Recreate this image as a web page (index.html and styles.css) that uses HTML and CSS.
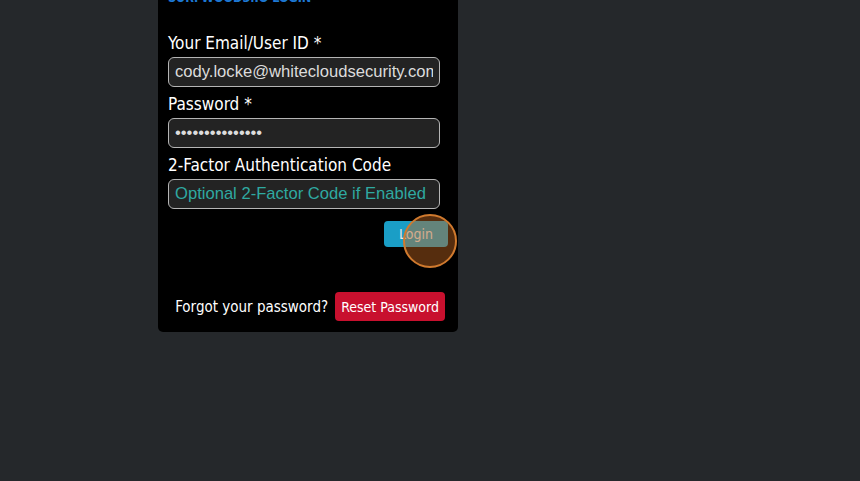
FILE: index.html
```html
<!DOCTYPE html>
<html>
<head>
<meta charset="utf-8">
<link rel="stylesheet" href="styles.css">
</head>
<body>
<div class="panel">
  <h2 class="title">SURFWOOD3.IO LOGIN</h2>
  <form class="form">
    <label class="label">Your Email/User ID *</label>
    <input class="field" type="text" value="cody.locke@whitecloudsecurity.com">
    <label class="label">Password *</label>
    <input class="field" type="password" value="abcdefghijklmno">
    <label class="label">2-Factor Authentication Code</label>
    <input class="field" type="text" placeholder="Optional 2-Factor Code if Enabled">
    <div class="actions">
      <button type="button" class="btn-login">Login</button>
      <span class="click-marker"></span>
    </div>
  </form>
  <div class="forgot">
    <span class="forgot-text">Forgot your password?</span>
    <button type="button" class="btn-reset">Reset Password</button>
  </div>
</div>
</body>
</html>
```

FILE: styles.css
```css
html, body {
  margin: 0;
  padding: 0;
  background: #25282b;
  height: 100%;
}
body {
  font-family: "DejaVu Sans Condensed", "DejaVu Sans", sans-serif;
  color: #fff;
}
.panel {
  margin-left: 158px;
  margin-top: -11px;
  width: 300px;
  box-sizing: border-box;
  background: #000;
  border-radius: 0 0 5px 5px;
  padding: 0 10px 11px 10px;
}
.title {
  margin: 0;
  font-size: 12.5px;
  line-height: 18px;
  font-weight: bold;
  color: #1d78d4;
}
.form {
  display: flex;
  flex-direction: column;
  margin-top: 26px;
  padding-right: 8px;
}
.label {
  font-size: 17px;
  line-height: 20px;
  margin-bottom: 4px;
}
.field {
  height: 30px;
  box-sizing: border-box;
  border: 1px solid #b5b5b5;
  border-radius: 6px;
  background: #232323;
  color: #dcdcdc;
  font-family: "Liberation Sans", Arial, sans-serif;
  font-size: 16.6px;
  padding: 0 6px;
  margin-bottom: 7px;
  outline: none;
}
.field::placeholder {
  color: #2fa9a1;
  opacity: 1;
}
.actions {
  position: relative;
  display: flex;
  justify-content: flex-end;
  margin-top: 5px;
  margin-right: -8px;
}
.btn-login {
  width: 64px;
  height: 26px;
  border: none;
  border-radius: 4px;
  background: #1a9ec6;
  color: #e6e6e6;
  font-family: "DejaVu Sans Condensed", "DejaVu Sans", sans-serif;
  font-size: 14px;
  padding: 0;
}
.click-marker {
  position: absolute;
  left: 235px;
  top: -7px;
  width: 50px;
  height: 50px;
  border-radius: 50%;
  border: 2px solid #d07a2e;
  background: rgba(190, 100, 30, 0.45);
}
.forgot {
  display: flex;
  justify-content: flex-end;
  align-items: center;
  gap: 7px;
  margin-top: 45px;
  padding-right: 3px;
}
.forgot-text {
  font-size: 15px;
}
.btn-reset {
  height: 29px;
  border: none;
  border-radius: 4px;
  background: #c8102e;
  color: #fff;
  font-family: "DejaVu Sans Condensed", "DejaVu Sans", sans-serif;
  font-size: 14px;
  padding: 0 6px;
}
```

STATED GOAL >> Leave out the pictures and restate everything else word for word.

TASK RESPONSE >>
Recreate this image as a web page (index.html and styles.css) that uses HTML and CSS.
FILE: index.html
```html
<!DOCTYPE html>
<html>
<head>
<meta charset="utf-8">
<link rel="stylesheet" href="styles.css">
</head>
<body>
<div class="panel">
  <h2 class="title">SURFWOOD3.IO LOGIN</h2>
  <form class="form">
    <label class="label">Your Email/User ID *</label>
    <input class="field" type="text" value="cody.locke@whitecloudsecurity.com">
    <label class="label">Password *</label>
    <input class="field" type="password" value="abcdefghijklmno">
    <label class="label">2-Factor Authentication Code</label>
    <input class="field" type="text" placeholder="Optional 2-Factor Code if Enabled">
    <div class="actions">
      <button type="button" class="btn-login">Login</button>
      <span class="click-marker"></span>
    </div>
  </form>
  <div class="forgot">
    <span class="forgot-text">Forgot your password?</span>
    <button type="button" class="btn-reset">Reset Password</button>
  </div>
</div>
</body>
</html>
```

FILE: styles.css
```css
html, body {
  margin: 0;
  padding: 0;
  background: #25282b;
  height: 100%;
}
body {
  font-family: "DejaVu Sans Condensed", "DejaVu Sans", sans-serif;
  color: #fff;
}
.panel {
  margin-left: 158px;
  margin-top: -11px;
  width: 300px;
  box-sizing: border-box;
  background: #000;
  border-radius: 0 0 5px 5px;
  padding: 0 10px 11px 10px;
}
.title {
  margin: 0;
  font-size: 12.5px;
  line-height: 18px;
  font-weight: bold;
  color: #1d78d4;
}
.form {
  display: flex;
  flex-direction: column;
  margin-top: 26px;
  padding-right: 8px;
}
.label {
  font-size: 17px;
  line-height: 20px;
  margin-bottom: 4px;
}
.field {
  height: 30px;
  box-sizing: border-box;
  border: 1px solid #b5b5b5;
  border-radius: 6px;
  background: #232323;
  color: #dcdcdc;
  font-family: "Liberation Sans", Arial, sans-serif;
  font-size: 16.6px;
  padding: 0 6px;
  margin-bottom: 7px;
  outline: none;
}
.field::placeholder {
  color: #2fa9a1;
  opacity: 1;
}
.actions {
  position: relative;
  display: flex;
  justify-content: flex-end;
  margin-top: 5px;
  margin-right: -8px;
}
.btn-login {
  width: 64px;
  height: 26px;
  border: none;
  border-radius: 4px;
  background: #1a9ec6;
  color: #e6e6e6;
  font-family: "DejaVu Sans Condensed", "DejaVu Sans", sans-serif;
  font-size: 14px;
  padding: 0;
}
.click-marker {
  position: absolute;
  left: 235px;
  top: -7px;
  width: 50px;
  height: 50px;
  border-radius: 50%;
  border: 2px solid #d07a2e;
  background: rgba(190, 100, 30, 0.45);
}
.forgot {
  display: flex;
  justify-content: flex-end;
  align-items: center;
  gap: 7px;
  margin-top: 45px;
  padding-right: 3px;
}
.forgot-text {
  font-size: 15px;
}
.btn-reset {
  height: 29px;
  border: none;
  border-radius: 4px;
  background: #c8102e;
  color: #fff;
  font-family: "DejaVu Sans Condensed", "DejaVu Sans", sans-serif;
  font-size: 14px;
  padding: 0 6px;
}
```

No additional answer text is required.